Instructions to follow: Below is a block of data; give all of it again word for word.

··· Data records ···

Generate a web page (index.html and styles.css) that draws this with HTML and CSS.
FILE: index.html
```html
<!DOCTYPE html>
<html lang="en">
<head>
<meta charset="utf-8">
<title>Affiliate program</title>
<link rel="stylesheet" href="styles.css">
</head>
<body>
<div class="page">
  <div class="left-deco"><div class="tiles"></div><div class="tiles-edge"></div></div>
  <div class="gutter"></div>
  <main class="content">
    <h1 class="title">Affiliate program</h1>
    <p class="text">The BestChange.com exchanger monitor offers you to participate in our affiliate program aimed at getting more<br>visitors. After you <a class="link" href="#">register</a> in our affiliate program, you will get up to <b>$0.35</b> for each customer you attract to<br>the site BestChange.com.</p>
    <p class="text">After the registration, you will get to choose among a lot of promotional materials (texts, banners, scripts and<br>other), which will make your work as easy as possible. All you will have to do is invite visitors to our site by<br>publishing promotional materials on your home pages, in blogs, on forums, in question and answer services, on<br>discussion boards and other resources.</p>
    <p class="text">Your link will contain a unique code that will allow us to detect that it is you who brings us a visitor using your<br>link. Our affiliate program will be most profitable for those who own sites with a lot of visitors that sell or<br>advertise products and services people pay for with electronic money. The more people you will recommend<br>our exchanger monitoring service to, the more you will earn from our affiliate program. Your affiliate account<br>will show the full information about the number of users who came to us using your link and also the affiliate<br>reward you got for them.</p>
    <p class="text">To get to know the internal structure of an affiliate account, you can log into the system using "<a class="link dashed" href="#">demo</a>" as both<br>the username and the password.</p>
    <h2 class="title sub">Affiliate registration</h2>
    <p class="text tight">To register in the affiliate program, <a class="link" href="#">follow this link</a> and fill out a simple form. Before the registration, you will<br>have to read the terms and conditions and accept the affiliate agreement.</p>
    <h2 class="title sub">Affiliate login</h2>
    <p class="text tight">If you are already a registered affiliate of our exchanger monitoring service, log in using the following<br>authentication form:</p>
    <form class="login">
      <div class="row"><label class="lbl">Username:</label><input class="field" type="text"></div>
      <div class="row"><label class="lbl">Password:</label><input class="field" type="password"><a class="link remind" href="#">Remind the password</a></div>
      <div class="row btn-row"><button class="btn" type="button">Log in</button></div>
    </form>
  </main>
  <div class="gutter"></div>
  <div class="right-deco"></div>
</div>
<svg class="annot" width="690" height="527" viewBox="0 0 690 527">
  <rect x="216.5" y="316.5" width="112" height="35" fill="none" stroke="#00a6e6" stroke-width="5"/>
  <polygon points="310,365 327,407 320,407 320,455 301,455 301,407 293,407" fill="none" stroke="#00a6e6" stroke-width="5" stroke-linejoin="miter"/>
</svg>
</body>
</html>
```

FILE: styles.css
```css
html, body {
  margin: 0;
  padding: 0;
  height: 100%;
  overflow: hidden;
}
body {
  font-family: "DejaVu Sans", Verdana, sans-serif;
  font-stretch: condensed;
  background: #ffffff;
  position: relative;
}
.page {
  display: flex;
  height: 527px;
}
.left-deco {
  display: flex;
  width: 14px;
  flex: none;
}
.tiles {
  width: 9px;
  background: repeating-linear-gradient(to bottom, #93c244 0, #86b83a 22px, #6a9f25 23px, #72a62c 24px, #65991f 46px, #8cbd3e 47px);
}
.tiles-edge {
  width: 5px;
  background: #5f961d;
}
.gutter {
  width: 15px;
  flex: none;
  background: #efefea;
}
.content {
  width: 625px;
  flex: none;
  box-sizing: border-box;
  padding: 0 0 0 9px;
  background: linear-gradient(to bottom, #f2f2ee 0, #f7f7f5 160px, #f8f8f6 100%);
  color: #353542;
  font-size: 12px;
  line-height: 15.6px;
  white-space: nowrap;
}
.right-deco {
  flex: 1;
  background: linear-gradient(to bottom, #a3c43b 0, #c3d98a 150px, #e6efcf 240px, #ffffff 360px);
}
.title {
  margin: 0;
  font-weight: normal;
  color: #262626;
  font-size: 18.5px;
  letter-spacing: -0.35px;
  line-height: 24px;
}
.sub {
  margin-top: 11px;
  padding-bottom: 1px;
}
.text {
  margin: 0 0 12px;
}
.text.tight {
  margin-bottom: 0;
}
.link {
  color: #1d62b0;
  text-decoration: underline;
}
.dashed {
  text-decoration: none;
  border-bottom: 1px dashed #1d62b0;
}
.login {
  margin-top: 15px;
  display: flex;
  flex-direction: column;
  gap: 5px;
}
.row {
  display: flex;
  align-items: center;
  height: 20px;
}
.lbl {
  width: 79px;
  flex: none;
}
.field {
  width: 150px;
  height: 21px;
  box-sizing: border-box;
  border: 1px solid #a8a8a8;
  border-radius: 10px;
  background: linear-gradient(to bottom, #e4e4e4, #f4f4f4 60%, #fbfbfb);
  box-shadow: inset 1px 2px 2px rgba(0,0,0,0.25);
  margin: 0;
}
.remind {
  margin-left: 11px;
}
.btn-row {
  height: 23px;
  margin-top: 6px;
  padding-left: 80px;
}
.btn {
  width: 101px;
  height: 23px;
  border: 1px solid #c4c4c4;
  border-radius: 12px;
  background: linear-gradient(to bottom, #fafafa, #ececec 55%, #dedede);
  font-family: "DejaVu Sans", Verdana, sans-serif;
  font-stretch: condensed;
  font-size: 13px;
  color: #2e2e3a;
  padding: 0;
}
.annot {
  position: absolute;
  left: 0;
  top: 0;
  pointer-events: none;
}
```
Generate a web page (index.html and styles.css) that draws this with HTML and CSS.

···

Task answer:
Generate a web page (index.html and styles.css) that draws this with HTML and CSS.
FILE: index.html
```html
<!DOCTYPE html>
<html lang="en">
<head>
<meta charset="utf-8">
<title>Affiliate program</title>
<link rel="stylesheet" href="styles.css">
</head>
<body>
<div class="page">
  <div class="left-deco"><div class="tiles"></div><div class="tiles-edge"></div></div>
  <div class="gutter"></div>
  <main class="content">
    <h1 class="title">Affiliate program</h1>
    <p class="text">The BestChange.com exchanger monitor offers you to participate in our affiliate program aimed at getting more<br>visitors. After you <a class="link" href="#">register</a> in our affiliate program, you will get up to <b>$0.35</b> for each customer you attract to<br>the site BestChange.com.</p>
    <p class="text">After the registration, you will get to choose among a lot of promotional materials (texts, banners, scripts and<br>other), which will make your work as easy as possible. All you will have to do is invite visitors to our site by<br>publishing promotional materials on your home pages, in blogs, on forums, in question and answer services, on<br>discussion boards and other resources.</p>
    <p class="text">Your link will contain a unique code that will allow us to detect that it is you who brings us a visitor using your<br>link. Our affiliate program will be most profitable for those who own sites with a lot of visitors that sell or<br>advertise products and services people pay for with electronic money. The more people you will recommend<br>our exchanger monitoring service to, the more you will earn from our affiliate program. Your affiliate account<br>will show the full information about the number of users who came to us using your link and also the affiliate<br>reward you got for them.</p>
    <p class="text">To get to know the internal structure of an affiliate account, you can log into the system using "<a class="link dashed" href="#">demo</a>" as both<br>the username and the password.</p>
    <h2 class="title sub">Affiliate registration</h2>
    <p class="text tight">To register in the affiliate program, <a class="link" href="#">follow this link</a> and fill out a simple form. Before the registration, you will<br>have to read the terms and conditions and accept the affiliate agreement.</p>
    <h2 class="title sub">Affiliate login</h2>
    <p class="text tight">If you are already a registered affiliate of our exchanger monitoring service, log in using the following<br>authentication form:</p>
    <form class="login">
      <div class="row"><label class="lbl">Username:</label><input class="field" type="text"></div>
      <div class="row"><label class="lbl">Password:</label><input class="field" type="password"><a class="link remind" href="#">Remind the password</a></div>
      <div class="row btn-row"><button class="btn" type="button">Log in</button></div>
    </form>
  </main>
  <div class="gutter"></div>
  <div class="right-deco"></div>
</div>
<svg class="annot" width="690" height="527" viewBox="0 0 690 527">
  <rect x="216.5" y="316.5" width="112" height="35" fill="none" stroke="#00a6e6" stroke-width="5"/>
  <polygon points="310,365 327,407 320,407 320,455 301,455 301,407 293,407" fill="none" stroke="#00a6e6" stroke-width="5" stroke-linejoin="miter"/>
</svg>
</body>
</html>
```

FILE: styles.css
```css
html, body {
  margin: 0;
  padding: 0;
  height: 100%;
  overflow: hidden;
}
body {
  font-family: "DejaVu Sans", Verdana, sans-serif;
  font-stretch: condensed;
  background: #ffffff;
  position: relative;
}
.page {
  display: flex;
  height: 527px;
}
.left-deco {
  display: flex;
  width: 14px;
  flex: none;
}
.tiles {
  width: 9px;
  background: repeating-linear-gradient(to bottom, #93c244 0, #86b83a 22px, #6a9f25 23px, #72a62c 24px, #65991f 46px, #8cbd3e 47px);
}
.tiles-edge {
  width: 5px;
  background: #5f961d;
}
.gutter {
  width: 15px;
  flex: none;
  background: #efefea;
}
.content {
  width: 625px;
  flex: none;
  box-sizing: border-box;
  padding: 0 0 0 9px;
  background: linear-gradient(to bottom, #f2f2ee 0, #f7f7f5 160px, #f8f8f6 100%);
  color: #353542;
  font-size: 12px;
  line-height: 15.6px;
  white-space: nowrap;
}
.right-deco {
  flex: 1;
  background: linear-gradient(to bottom, #a3c43b 0, #c3d98a 150px, #e6efcf 240px, #ffffff 360px);
}
.title {
  margin: 0;
  font-weight: normal;
  color: #262626;
  font-size: 18.5px;
  letter-spacing: -0.35px;
  line-height: 24px;
}
.sub {
  margin-top: 11px;
  padding-bottom: 1px;
}
.text {
  margin: 0 0 12px;
}
.text.tight {
  margin-bottom: 0;
}
.link {
  color: #1d62b0;
  text-decoration: underline;
}
.dashed {
  text-decoration: none;
  border-bottom: 1px dashed #1d62b0;
}
.login {
  margin-top: 15px;
  display: flex;
  flex-direction: column;
  gap: 5px;
}
.row {
  display: flex;
  align-items: center;
  height: 20px;
}
.lbl {
  width: 79px;
  flex: none;
}
.field {
  width: 150px;
  height: 21px;
  box-sizing: border-box;
  border: 1px solid #a8a8a8;
  border-radius: 10px;
  background: linear-gradient(to bottom, #e4e4e4, #f4f4f4 60%, #fbfbfb);
  box-shadow: inset 1px 2px 2px rgba(0,0,0,0.25);
  margin: 0;
}
.remind {
  margin-left: 11px;
}
.btn-row {
  height: 23px;
  margin-top: 6px;
  padding-left: 80px;
}
.btn {
  width: 101px;
  height: 23px;
  border: 1px solid #c4c4c4;
  border-radius: 12px;
  background: linear-gradient(to bottom, #fafafa, #ececec 55%, #dedede);
  font-family: "DejaVu Sans", Verdana, sans-serif;
  font-stretch: condensed;
  font-size: 13px;
  color: #2e2e3a;
  padding: 0;
}
.annot {
  position: absolute;
  left: 0;
  top: 0;
  pointer-events: none;
}
```
Generate a web page (index.html and styles.css) that draws this with HTML and CSS.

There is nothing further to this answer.